Dr. Robert McKim: The child changes, my economic situation changes, my ex's situation changes. Every single year we're back.

Mr. Eric Lowther: Madam Chair, let me state, if I may, that certainly I take back my disparaging comment against lawyers. I've seen many lawyers who have come to this table and been passionately concerned about the families. So I don't want that comment to reflect on them.

The Joint Chair (Senator Landon Pearson): Thank you.

Senator Cohen.

Senator Erminie Cohen: I think we should bear in mind, too, what the doctor said about language. The “child of the marriage”: that's something we've heard from other witnesses, too. The child has a name. It depersonalizes them. It's a terrible situation. When we look at language, we should definitely look at that.
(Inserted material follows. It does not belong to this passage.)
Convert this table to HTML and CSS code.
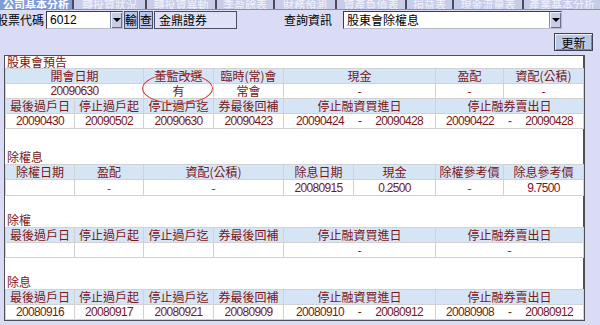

I wanted to say to you, Dr. McKim, that when we studied Bill C-41, one of our main objections was the ambiguity, that it was difficult to understand, that the courts were going to have far too much input in it. I think your point is well taken, for the record. We should really revisit that whole aspect of it.

The Joint Chair (Senator Landon Pearson): Are there any other questions?

Thank you very much for your testimony. Each individual's story enriches our understanding of the complexities and difficulties around the issue. Thank you.

The committee is now adjourned until tomorrow, 9.30 a.m., in Halifax.